Na verdade, o período conhecido como transição, conservou em seu bojo elementos de uma nova democracia que engatinhava com os resquícios da ditadura que permaneciam. O PMDB, como partido, privilegiou esta democratização tutelada em lugar de lutar por uma ampla transformação social. Na verdade, o que ocorreu foi uma democratização que embora extremamente necessária, foi signatária e expoente das forças majoritárias que a compunham. Suas fronteiras ultrapassaram apenas os tênues limites do formalismo. Faltou democracia com um conteúdo mais amplo, mas isto não era projeto político das forças majoritárias que ascenderam ao poder no início da década de oitenta.

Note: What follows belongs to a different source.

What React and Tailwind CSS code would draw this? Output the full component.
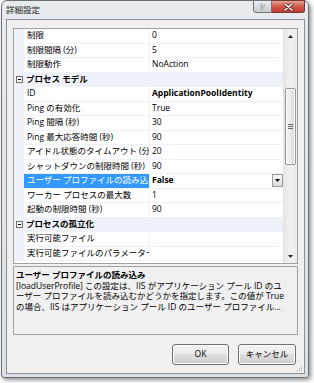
import React from "react";

const rows = [
  { name: "制限", value: "0" },
  { name: "制限間隔 (分)", value: "5" },
  { name: "制限動作", value: "NoAction" },
  { cat: "プロセス モデル" },
  { name: "ID", value: "ApplicationPoolIdentity", bold: true },
  { name: "Ping の有効化", value: "True" },
  { name: "Ping 間隔 (秒)", value: "30" },
  { name: "Ping 最大応答時間 (秒)", value: "90" },
  { name: "アイドル状態のタイムアウト (分)", value: "20" },
  { name: "シャットダウンの制限時間 (秒)", value: "90" },
  { name: "ユーザー プロファイルの読み込み", value: "False", bold: true, selected: true },
  { name: "ワーカー プロセスの最大数", value: "1" },
  { name: "起動の制限時間 (秒)", value: "90" },
  { cat: "プロセスの孤立化" },
  { name: "実行可能ファイル", value: "" },
  { name: "実行可能ファイルのパラメーター", value: "" },
];

function Minus() {
  return (
    <svg width="7" height="7" viewBox="0 0 7 7" className="block">
      <rect x="0.5" y="0.5" width="6" height="6" fill="#ffffff" stroke="#6f6f6f" />
      <line x1="2" y1="3.5" x2="5" y2="3.5" stroke="#000" />
    </svg>
  );
}

function Row({ r }) {
  if (r.cat) {
    return (
      <div className="h-[14.5px] flex items-center bg-[#eef1f7]">
        <div className="w-[10px] pl-[2px] flex items-center">
          <Minus />
        </div>
        <div className="pl-[2px] font-bold whitespace-nowrap">{r.cat}</div>
      </div>
    );
  }
  return (
    <div className="h-[14.5px] flex">
      <div className="w-[10px] bg-[#eef1f7]" />
      <div
        className={
          r.selected
            ? "w-[126px] border-r border-b border-[#eef1f7] bg-[#3399ff] text-white pl-[3px] flex items-center overflow-hidden whitespace-nowrap"
            : "w-[126px] border-r border-b border-[#eef1f7] pl-[3px] flex items-center overflow-hidden whitespace-nowrap"
        }
      >
        {r.name}
      </div>
      <div className="flex-1 border-b border-[#eef1f7] pl-[2px] flex items-center whitespace-nowrap overflow-hidden">
        <span className={r.bold ? "font-bold flex-1" : "flex-1"}>{r.value}</span>
        {r.selected && (
          <div className="w-[11px] h-[13px] border border-[#9b9b9b] bg-gradient-to-b from-[#f6f6f6] to-[#dcdcdc] flex items-center justify-center">
            <svg width="5" height="3" viewBox="0 0 5 3" className="block">
              <path d="M0 0 H5 L2.5 3 Z" fill="#000" />
            </svg>
          </div>
        )}
      </div>
    </div>
  );
}

export default function App() {
  return (
    <div className="w-[314px] h-[383px] bg-white overflow-hidden font-['Open_Sans','Noto_Sans_CJK_JP',sans-serif] text-[8.5px] text-black">
      <div className="ml-[1px] w-[308px] h-[378px] flex flex-col border border-[#6c6f74] rounded-t-[6px] rounded-b-[3px] bg-gradient-to-b from-[#e7eaee] to-[#dde0e5] shadow-[2px_2px_4px_rgba(0,0,0,0.45)]">
        {/* Title bar */}
        <div className="h-[18px] shrink-0 flex items-start">
          <div className="h-full pl-[4px] flex items-center text-[#222]">詳細設定</div>
          <div className="flex-1" />
          <div className="flex -mt-[1px] mr-[3px]">
            <div className="w-[19px] h-[13px] rounded-bl-[3px] border border-[#6f747c] bg-gradient-to-b from-[#eef0f3] via-[#d9dde2] to-[#c9cdd3] flex items-center justify-center font-bold text-[8px] text-white leading-none [text-shadow:0_0_1px_#333,0_0_1px_#333]">
              ?
            </div>
            <div className="w-[33px] h-[13px] rounded-br-[3px] border border-l-0 border-[#6f3a36] bg-gradient-to-b from-[#e8a194] via-[#d0594b] to-[#c4382c] flex items-center justify-center">
              <svg width="11" height="8" viewBox="0 0 11 8" className="block">
                <path d="M2 1 L9 7 M9 1 L2 7" stroke="#5a2a26" strokeWidth="3" strokeLinecap="round" />
                <path d="M2 1 L9 7 M9 1 L2 7" stroke="#ffffff" strokeWidth="1.6" strokeLinecap="round" />
              </svg>
            </div>
          </div>
        </div>

        {/* Client area */}
        <div className="relative ml-[4px] mr-[3px] mb-[3px] flex-1 border border-[#8b8e93] bg-[#f0f0f0] flex flex-col">
          {/* Property grid */}
          <div className="mt-[8px] mx-[6px] h-[236px] border border-[#a0a0a0] bg-white flex">
            <div className="flex-1 flex flex-col">
              {rows.map((r, i) => (
                <Row key={i} r={r} />
              ))}
            </div>
            {/* Scrollbar */}
            <div className="w-[14px] flex flex-col bg-gradient-to-r from-[#e6e6e6] via-[#f2f2f2] to-[#ebebeb] border-l border-[#e2e2e2]">
              <div className="h-[14px] flex items-center justify-center">
                <svg width="5" height="3" viewBox="0 0 5 3" className="block">
                  <path d="M0 3 H5 L2.5 0 Z" fill="#222" />
                </svg>
              </div>
              <div className="h-[45px]" />
              <div className="h-[77px] mx-[1px] rounded-[2px] border border-[#979797] bg-gradient-to-r from-[#f5f5f5] via-[#e9e9e9] to-[#d6d6d6] shadow-[inset_0_0_0_1px_#fbfbfb] flex flex-col items-center justify-center gap-[1px]">
                <div className="w-[5px] h-[1px] bg-[#6a6a6a]" />
                <div className="w-[5px] h-[1px] bg-[#6a6a6a]" />
                <div className="w-[5px] h-[1px] bg-[#6a6a6a]" />
              </div>
              <div className="flex-1" />
              <div className="h-[14px] flex items-center justify-center">
                <svg width="5" height="3" viewBox="0 0 5 3" className="block">
                  <path d="M0 0 H5 L2.5 3 Z" fill="#222" />
                </svg>
              </div>
            </div>
          </div>

          {/* Description */}
          <div className="mt-[2px] mx-[6px] h-[69px] border border-[#a0a0a0] bg-[#f0f0f0] pt-[3px] pl-[2px] leading-[10.5px] overflow-hidden whitespace-nowrap">
            <div className="font-bold">ユーザー プロファイルの読み込み</div>
            <div>[loadUserProfile] この設定は、IIS がアプリケーション プール ID のユ</div>
            <div>ーザー プロファイルを読み込むかどうかを指定します。この値が True</div>
            <div>の場合、IIS はアプリケーション プール ID のユーザー プロファイル...</div>
          </div>

          {/* Buttons */}
          <div className="mt-[9px] pr-[8px] flex justify-end gap-[9px]">
            <div className="w-[57px] h-[21px] rounded-[3px] border border-[#707070] bg-[linear-gradient(to_bottom,#f2f2f2_0%,#ebebeb_50%,#dddddd_50%,#cfcfcf_100%)] shadow-[inset_0_0_0_1px_#fbfbfb] flex items-center justify-center">
              OK
            </div>
            <div className="w-[58px] h-[21px] rounded-[3px] border border-[#707070] bg-[linear-gradient(to_bottom,#f2f2f2_0%,#ebebeb_50%,#dddddd_50%,#cfcfcf_100%)] shadow-[inset_0_0_0_1px_#fbfbfb] flex items-center justify-center">
              キャンセル
            </div>
          </div>

          {/* Resize grip */}
          <div className="absolute right-[1px] bottom-[1px]">
            <svg width="7" height="7" viewBox="0 0 7 7" className="block">
              <rect x="5" y="1" width="1" height="1" fill="#a8a8a8" />
              <rect x="3" y="3" width="1" height="1" fill="#a8a8a8" />
              <rect x="5" y="3" width="1" height="1" fill="#a8a8a8" />
              <rect x="1" y="5" width="1" height="1" fill="#a8a8a8" />
              <rect x="3" y="5" width="1" height="1" fill="#a8a8a8" />
              <rect x="5" y="5" width="1" height="1" fill="#a8a8a8" />
            </svg>
          </div>
        </div>
      </div>
    </div>
  );
}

[1] Aluno do curso de Pós-graduação em História da UFPR (doutorado). Professor Assistente do Centro de Ciências Humanas da Universidade Federal do Acre - UFAC
[2] A “primeira onda” ocorreu na última metade do século XIX e início do século XX e a “segunda onda”, após a Segunda Guerra Mundial. Cada uma entremeada por períodos de reversão democrática. HUNTIGTON, Samuel. A terceira onda: A democratização no final do século XX. São Paulo: Ática, 1994.
[3] Abrahim Farhat Neto foi um dos fundadores do Partido dos Trabalhadores no Acre. Fez parte do 01º Diretório Nacional do PT e foi candidato ao senado nas eleições de 1982. Entrevista concedida em 28/10/97.
[4] Nilson Moura Leite Mourão é Sociólogo, professor universitário e foi candidato ao governo estadual pelo PT em 1982. Atualmente exerce o terceiro mandato de deputado estadual pelo PT. Entrevista concedida em 21/11/97.
[5] KUCINSKI, Bernardo. Jornalistas e revolucionários. São Paulo: Scritta editorial, 1991
[6] Varadouro, ano II, nº15, p. 03, junho de 1979.
[7] PMDB acreano nasce fedendo a adesismo. Varadouro, ano II, n.º 17, p. 03, dezembro de 1979.
[8] General João Baptista de Figueiredo, que assumiu no dia 15/03/79.
[9] Em dezembro de 1979 é aprovada a Lei 6.767, que extingue o bipartidarismo e estipula um prazo de 180 dias para as novas formações partidárias.
[10] No Acre, o caso mais notório de aplicação da LSN aconteceu em 1981, alguns dias após o assassinato do sindicalista Wilson Pinheiro. Em um comício em Brasiléia, Luís Inácio Lula da Silva, Jacob Bittar, José Francisco (pres. CONTAG), João Maia (delegado da CONTAG) e Chico Mendes, foram acusados pela auditoria militar do Amazonas de incitamento à luta de classes. Ver Varadouro, nº 23, p. 03. Ano IV, ago/set de 1981.
[11] Manoel Pacífico foi eleito deputado em 1982 pelo PMDB e pertencia a corrente de esquerda Tendência Popular. Formado em Filosofia, foi dos quadros do PC do B. Entrevista ao jornal O Rio Branco, p. 03, de 05/09/82.
[12] Fontes: Almanaque Abril 1982 e Tribunal Regional Eleitoral - TRE/AC.
[13] Movimento Revolucionário 08 de outubro.
[14] Deputado estadual entre 1962 e 1974, deputado federal de 1974 até 1982 e governador até 1986, quando renunciou para ser candidato ao Senado da República onde exerceu o mandato de senador pela segunda vez.
[15] Deputado federal de 1961 a 1966, governador de 1966 até 1971, senador de 1978 até 1986 e prefeito de Rio Branco de 1988 a 1992.
[16] O índice de abstenção foi de 15,77%.
[17] O povo merece. Gazeta do Acre, p, 03, de 18/11/82.
[18] Abrahim Farhat em entrevista citada.
[19] Ainda o resultado. Gazeta do Acre, p. 03, de 03/12/82.
[20] O limite do poder das oposições. Gazeta do Acre, p. 03, de 07/12/82.
[21] BARBOSA, Maria Lúcia Victor. O voto da pobreza e a pobreza do voto: A ética da malandragem. Rio de Janeiro: Jorge Zahar Editores, 1988, p. 81.
[22] PATEMAN, Carole. Participação e teoria democrática. Rio de Janeiro: Paz e Terra, 1992, p. 09.
[23] Adalberto Ferreira da Silva, economista e professor universitário. Foi secretário de planejamento do governo de Nabor Júnior. Entrevista realizada dia 16/12/97.
[24] PETRAS, James. Ensaios contra a ordem. São Paulo: Scritta editorial, 1995, p, 21.
[25] Jornal Diário do Acre, p. 03, de 15/03/83.
[26] O vereador se referia a dois fatos. 1) Devido o deputado ter exigido que apurassem as denúncias de irregularidades nas Secretarias de Saúde, Segurança, Deracre e Colonacre; 2) Relacionado às posições ideológicas do deputado Manoel Pacífico que pertencia ao PC do B. Jornal O Rio Branco, p. 03, de 09/10/83. Estes acontecimentos levam M. Pacífico renunciar a vice-liderança do governo na Assembléia no dia 26/11/83.